Further, Rich only uses period-correct hardware to reassemble each piece. “You won’t find a Phillips-head screw in our shop, we only use slotted stainless and brass hardware, keeping in mind that the pieces we restore are pre-1950s and mostly late 1900s. Replacement parts are not an option if they are missing or broken, they either have to be acquired, repaired, or in some cases fabricated from scratch,” Rich explains. Even the paper charts in the scales are authentic to the time period, as is the glass, whenever possible. He continues, “Our glass work is local, Gunn’s Quality Glass & Mirror, our brass work is done right here in town by Treasure Coast Plating and Polishing for over 15 years, our artists are also local, Richard Baker, of Stuart, is a fifth generation Floridian, and Tom Mackey is from Jupiter. Not only do I believe in authenticity, I believe in doing business with local businesses and artists as much as possible. We have such a great town here, filled with so many talented people.”
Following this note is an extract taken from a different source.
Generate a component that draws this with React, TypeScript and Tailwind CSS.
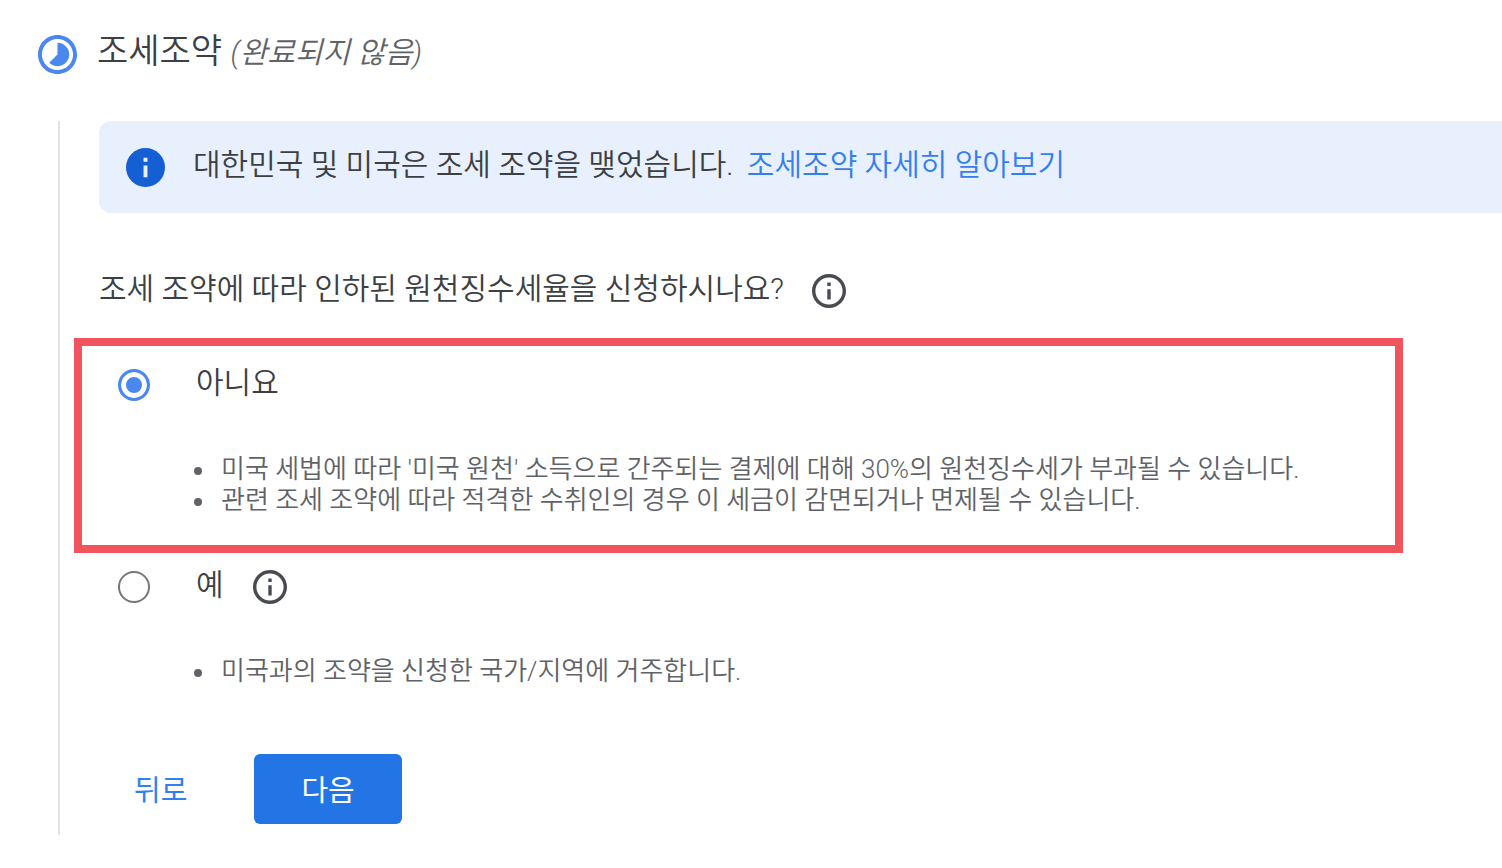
import { useState, type ReactNode } from "react";

function TimelapseIcon() {
  return (
    <svg viewBox="2 2 20 20" className="size-[39px] shrink-0 fill-[#4a88f0]" aria-hidden="true">
      <path d="M16.24 7.76A5.974 5.974 0 0 0 12 6v6l-4.24 4.24c2.34 2.34 6.14 2.34 8.49 0a5.99 5.99 0 0 0-.01-8.48zM12 2C6.48 2 2 6.48 2 12s4.48 10 10 10 10-4.48 10-10S17.52 2 12 2zm0 18c-4.42 0-8-3.58-8-8s3.58-8 8-8 8 3.58 8 8-3.58 8-8 8z" />
    </svg>
  );
}

function InfoFilledIcon() {
  return (
    <svg viewBox="2 2 20 20" className="size-[39px] shrink-0" aria-hidden="true">
      <circle cx="12" cy="12" r="10" fill="#145fd4" />
      <path fill="#e8f0fe" d="M11 7h2v2h-2zM11 11h2v6h-2z" />
    </svg>
  );
}

function InfoButton() {
  return (
    <button type="button" className="size-[34px] shrink-0" aria-label="정보">
      <svg viewBox="2 2 20 20" className="size-full fill-[#484b4f]" aria-hidden="true">
        <path d="M11 7h2v2h-2zm0 4h2v6h-2zm1-9C6.48 2 2 6.48 2 12s4.48 10 10 10 10-4.48 10-10S17.52 2 12 2zm0 18c-4.41 0-8-3.59-8-8s3.59-8 8-8 8 3.59 8 8-3.59 8-8 8z" />
      </svg>
    </button>
  );
}

const radioClass =
  "size-8 shrink-0 appearance-none rounded-full border-2 border-[#74777a] bg-white checked:border-3 checked:border-[#4a88f0] checked:bg-[#4a88f0] checked:shadow-[inset_0_0_0_5px_white]";

function Notes({ children }: { children: ReactNode }) {
  return (
    <ul className="mt-[49px] space-y-px pl-[76px] text-[26px] leading-[30px] text-[#5f6368]">
      {children}
    </ul>
  );
}

function Note({ children }: { children: string }) {
  return (
    <li className="flex gap-[19px]">
      <span className="mt-[13px] size-2 shrink-0 rounded-full bg-[#5f6368]" />
      <span>{children}</span>
    </li>
  );
}

export default function App() {
  const [claim, setClaim] = useState("no");

  return (
    <main className="min-h-screen bg-white pt-[33px] pl-[38px] pb-8 font-[Roboto,'Noto_Sans_CJK_KR',sans-serif] text-[30px] leading-10 font-[350] text-[#3c4043]">
      <h2 className="flex items-center gap-[20px]">
        <TimelapseIcon />
        <span className="pb-1 text-[34px] leading-9">
          조세조약 <em className="text-[30px] text-[#5f6368]">(완료되지 않음)</em>
        </span>
      </h2>

      <div className="mt-[46px] ml-5 border-l-2 border-[#e2e2e9] pb-[11px] pl-[39px]">
        <div className="flex items-center gap-[28px] rounded-l-xl bg-[#e8f0fe] py-[26px] pl-[27px]">
          <InfoFilledIcon />
          <p className="pb-1 leading-9">
            대한민국 및 미국은 조세 조약을 맺었습니다.{" "}
            <a href="#treaty" className="ml-1.5 text-[#347ff0]">
              조세조약 자세히 알아보기
            </a>
          </p>
        </div>

        <form>
          <fieldset>
            <legend className="flex items-center gap-[28px] pt-[58px]">
              <span className="pb-1 leading-9">조세 조약에 따라 인하된 원천징수세율을 신청하시나요?</span>
              <InfoButton />
            </legend>

            <div className="mt-[27px] mr-[99px] -ml-[25px] border-8 border-[#f2545d] px-[36px] pt-[19px] pb-[30px]">
              <div className="flex items-center gap-[46px]">
                <input id="claim-no" type="radio" name="claim" className={radioClass} checked={claim === "no"} onChange={() => setClaim("no")} />
                <label htmlFor="claim-no" className="pb-1 leading-9">아니요</label>
              </div>
              <Notes>
                <Note>미국 세법에 따라 '미국 원천' 소득으로 간주되는 결제에 대해 30%의 원천징수세가 부과될 수 있습니다.</Note>
                <Note>관련 조세 조약에 따라 적격한 수취인의 경우 이 세금이 감면되거나 면제될 수 있습니다.</Note>
              </Notes>
            </div>

            <div className="pt-[14px] pl-[19px]">
              <div className="flex items-center gap-[46px]">
                <input id="claim-yes" type="radio" name="claim" className={radioClass} checked={claim === "yes"} onChange={() => setClaim("yes")} />
                <div className="flex items-center gap-[29px]">
                  <label htmlFor="claim-yes" className="pb-1 leading-9">예</label>
                  <InfoButton />
                </div>
              </div>
              <Notes>
                <Note>미국과의 조약을 신청한 국가/지역에 거주합니다.</Note>
              </Notes>
            </div>
          </fieldset>

          <div className="mt-[68px] flex items-center gap-8 text-[29px] font-normal">
            <button type="button" className="h-[70px] pt-1 pr-[35px] pl-[35px] text-[#347ff0]">
              뒤로
            </button>
            <button type="button" className="h-[70px] rounded-md bg-[#2374e4] px-[47px] pt-1 text-white">
              다음
            </button>
          </div>
        </form>
      </div>
    </main>
  );
}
RARE TREASURES, EASILY ACCESSIBLE
Rich is correct. Judging from the work on display in his Jupiter studio, he does indeed work with many of the town’s talented people, but he himself is high on that list. His studio is filled with museum-quality pieces. A 1940s-era gas pump, with its hand-painted Polly Gas Logo, lit with spotlighting, becomes a sculptural element in the corner of his office. An icebox from the 1940s has been returned to glory and serves – not soda – but rather as a cocktail table. An ornate 1880s barber chair reclines next to his desk. A sparkling candy machine beckons from across the room.
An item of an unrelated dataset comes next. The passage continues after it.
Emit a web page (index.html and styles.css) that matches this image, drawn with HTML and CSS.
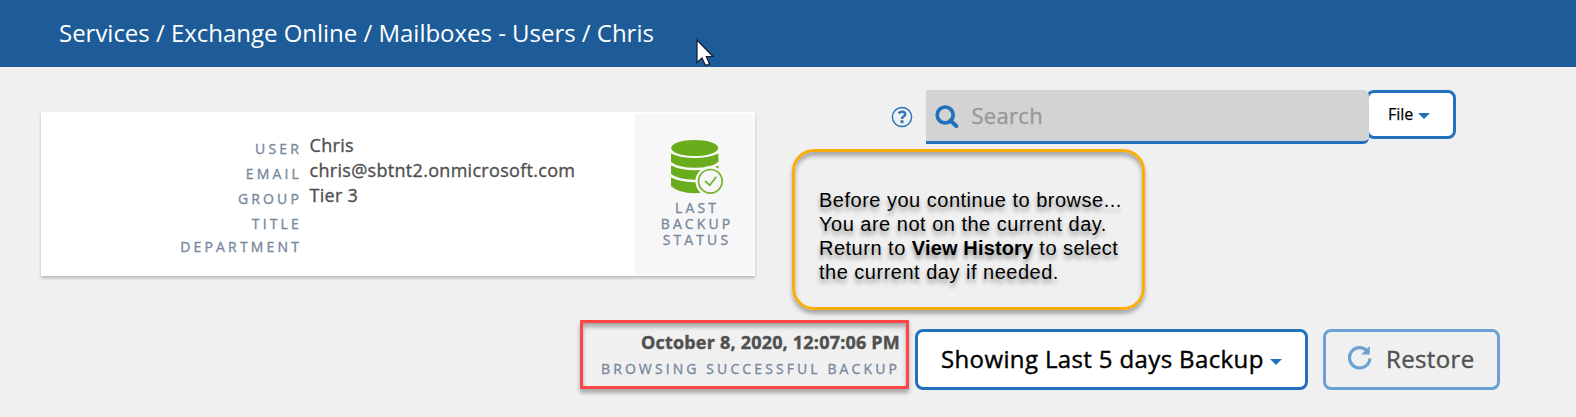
FILE: index.html
```html
<!DOCTYPE html>
<html lang="en">
<head>
<meta charset="utf-8">
<title>Mailboxes - Chris</title>
<link rel="stylesheet" href="styles.css">
</head>
<body>
<header class="topbar"><nav class="crumbs">Services / Exchange Online / Mailboxes - Users / Chris</nav></header>
<main>
  <div class="upper">
    <section class="card">
      <dl class="details">
        <dt>USER</dt><dd>Chris</dd>
        <dt>EMAIL</dt><dd class="email">chris@sbtnt2.onmicrosoft.com</dd>
        <dt>GROUP</dt><dd>Tier 3</dd>
        <dt>TITLE</dt><dd></dd>
        <dt>DEPARTMENT</dt><dd></dd>
      </dl>
      <div class="status">
        <svg class="db" width="54" height="54" viewBox="0 0 54 54">
          <g fill="#6aad1c">
            <ellipse cx="23.700" cy="8" rx="23.600" ry="8"/>
            <path d="M0 13.500Q10 18 23.700 18T47.400 13.500V22Q40 27.800 23.700 27.800T0 22Z"/>
            <path d="M0 25.500Q10 30.300 23.700 30.300T47.400 25.500V34Q40 39.700 23.700 39.700T0 34Z"/>
            <path d="M0 37.500Q10 42.300 23.700 42.300T47.400 37.500V45Q40 53.300 23.700 53.300T0 46Z"/>
          </g>
          <circle cx="39.400" cy="41.300" r="15" fill="#f7f7f7"/>
          <circle cx="39.400" cy="41.300" r="11.800" fill="none" stroke="#74b42c" stroke-width="1.700"/>
          <path d="M34 41l4.800 4.300 6.500-8.500" fill="none" stroke="#74b42c" stroke-width="1.800"/>
        </svg>
        <div class="status-label">LAST<br>BACKUP<br>STATUS</div>
      </div>
    </section>
    <div class="search-row">
      <svg class="help" width="22" height="22" viewBox="0 0 22 22" fill="none" stroke="#2f75b9">
        <circle cx="11" cy="11" r="9.600" stroke-width="1.500"/>
        <path d="M7.600 7.300Q9 5.800 11.100 5.800Q14.200 5.800 14.200 8.300Q14.200 9.700 12.300 10.700Q11 11.400 11 13" stroke-width="2.500"/>
        <path d="M9.500 15.700h3" stroke-width="2.800"/>
      </svg>
      <div class="search">
        <svg width="24" height="24" viewBox="0 0 24 24" fill="none" stroke="#2171bd">
          <circle cx="10.200" cy="10" r="8" stroke-width="3.700"/>
          <path d="M15.500 15.500l5.800 5.500" stroke-width="4" stroke-linecap="round"/>
        </svg>
        <span class="placeholder">Search</span>
      </div>
      <div class="file"><span>File</span><i class="caret"></i></div>
    </div>
  </div>
  <div class="lower">
    <div class="backup">
      <div class="date">October 8, 2020, 12:07:06 PM</div>
      <div class="state">BROWSING SUCCESSFUL BACKUP</div>
    </div>
    <div class="range"><span>Showing Last 5 days Backup</span><i class="caret"></i></div>
    <div class="restore">
      <svg width="24" height="24" viewBox="0 0 24 24">
        <path d="M19.200 4.800A10.200 10.200 0 1 0 21.900 12.500" fill="none" stroke="#6ba1d3" stroke-width="3.200"/>
        <path d="M21.800 0V8.600H13.200Z" fill="#6ba1d3"/>
      </svg>
      <span>Restore</span>
    </div>
  </div>
</main>
<aside class="callout">Before you continue to browse...<br>You are not on the current day.<br>Return to <b>View History</b> to select<br>the current day if needed.</aside>
<svg class="cursor" width="19" height="28" viewBox="0 0 19 28"><path d="M1 1V23.500L6 19l3.500 7.500 4-1.800L10.300 17.500H17Z" fill="#fff" stroke="#111c30" stroke-width="1.200"/></svg>
</body>
</html>
```
FILE: styles.css
```css
* { box-sizing: border-box; }
body {
  margin: 0;
  height: 417px;
  overflow: hidden;
  background: #f0f0f0;
  font-family: "Open Sans", "Noto Sans", sans-serif;
  color: #505050;
}
.topbar {
  height: 67px;
  padding: 0 59px;
  background: #1d5c98;
  color: #fff;
  font-size: 24px;
  line-height: 65px;
  letter-spacing: -.02px;
}
.crumbs { white-space: nowrap; }
.upper {
  display: flex;
  height: 253px;
  padding: 23px 0 0 41px;
}
.card {
  display: flex;
  justify-content: space-between;
  width: 714px;
  height: 164px;
  margin-top: 22px;
  padding: 2px 1px 1px 0;
  background: #fff;
  box-shadow: 0 2px 3px rgba(0, 0, 0, .24);
}
.details {
  display: grid;
  grid-template-columns: 261px 300px;
  grid-template-rows: repeat(4, 25px) 22px;
  column-gap: 7.5px;
  margin: 19px 0 0;
  line-height: 25px;
}
.details dt {
  padding-top: 4px;
  text-align: right;
  font-size: 14px;
  letter-spacing: 3.15px;
  line-height: 24px;
  color: #77889d;
  -webkit-text-stroke: .35px;
}
.details dt:last-of-type { line-height: 20px; }
.details dd {
  margin: 0;
  font-size: 18px;
  letter-spacing: .3px;
  white-space: nowrap;
  -webkit-text-stroke: .35px;
}
.status {
  display: flex;
  flex-direction: column;
  align-items: center;
  width: 119px;
  padding-top: 26px;
  background: #f7f7f7;
}
.db { margin-left: 6px; }
.status-label {
  margin-top: 6px;
  padding-left: 5px;
  text-align: center;
  font-size: 14px;
  line-height: 16px;
  letter-spacing: 3.1px;
  color: #77889d;
  -webkit-text-stroke: .35px;
}
.search-row { display: flex; align-items: flex-start; margin-left: 136px; }
.help { margin: 16px 13px 0 0; }
.search {
  display: flex;
  z-index: 1;
  width: 443px;
  height: 54px;
  padding: 15px 0 0 9px;
  background: #d3d3d3;
  border-bottom: 3px solid #2171bd;
  border-radius: 0 6px 6px 0;
}
.placeholder {
  margin-left: 12.5px;
  margin-top: -5px;
  font-size: 22px;
  line-height: 30px;
  letter-spacing: .3px;
  color: #999;
  -webkit-text-stroke: .4px;
}
.file {
  display: flex;
  align-items: center;
  width: 90px;
  height: 49px;
  margin-left: -3px;
  padding: 0 0 2px 19px;
  background: #fff;
  border: 3px solid #2171bd;
  border-radius: 8px;
  color: #000;
  font-size: 16px;
  -webkit-text-stroke: .25px;
}
.caret {
  margin: 5px 0 0 5px;
  border: 6px solid transparent;
  border-top-color: #2171bd;
  border-bottom: 0;
}
.lower { display: flex; align-items: flex-start; padding-left: 580px; }
.backup {
  width: 329px;
  height: 69px;
  padding: 6px 6px 0 0;
  border: 3px solid #ff4545;
  box-shadow: 0 4px 4px rgba(0, 0, 0, .3), inset 0 4px 4px rgba(0, 0, 0, .3);
  text-align: right;
  white-space: nowrap;
}
.date { font-size: 18px; font-weight: 700; line-height: 26px; letter-spacing: .2px; -webkit-text-stroke: .4px; }
.state {
  font-size: 14px;
  line-height: 27px;
  letter-spacing: 3.1px;
  color: #77889d;
  -webkit-text-stroke: .35px;
}
.range, .restore {
  display: flex;
  align-items: center;
  height: 61px;
  margin-top: 9px;
  border: 3px solid #2171bd;
  border-radius: 8px;
  padding-bottom: 2px;
  font-size: 24px;
  white-space: nowrap;
  -webkit-text-stroke: .4px;
}
.range { width: 393px; margin-left: 6px; padding-left: 23px; background: #fff; color: #000; letter-spacing: .37px; }
.range .caret { margin: 6px 0 0 6px; }
.restore { width: 177px; margin-left: 15px; padding-left: 22px; border-color: #6ba1d3; letter-spacing: .35px; }
.restore svg { margin-top: -2px; }
.restore span { margin-left: 14px; }
.callout {
  position: absolute;
  left: 792px;
  top: 149px;
  width: 353px;
  height: 161px;
  padding: 36px 0 0 24px;
  border: 3px solid #fbad08;
  border-radius: 22px;
  box-shadow: 0 4px 4px rgba(0, 0, 0, .3), inset 0 4px 4px rgba(0, 0, 0, .3);
  color: #000;
  font: 20px/24px "Liberation Sans", Arial, sans-serif;
  letter-spacing: .5px;
  text-shadow: 0 4px 4px rgba(0, 0, 0, .4);
  white-space: nowrap;
}
.callout b { letter-spacing: .15px; }
.cursor { position: absolute; left: 696px; top: 39px; }
```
“Once upon a time, candy machines used to dispense 5-cent candy bars,” Rich says. 5-cent candy? It was a simpler, better time, wasn’t it? Rich laughs. “This is why I have such a passion for these pieces. They remind us of what was…and the stories our parents and grandparents used to tell. That’s why I love restoring these treasures.”
Whether it is a hundred-year-old scale or a modern sculpture, for Rich Siegel of RMS Vintage, restoring and protecting rare treasures is truly his life’s work. As he says, “Nothing is impossible. You just have to find a way to do it.”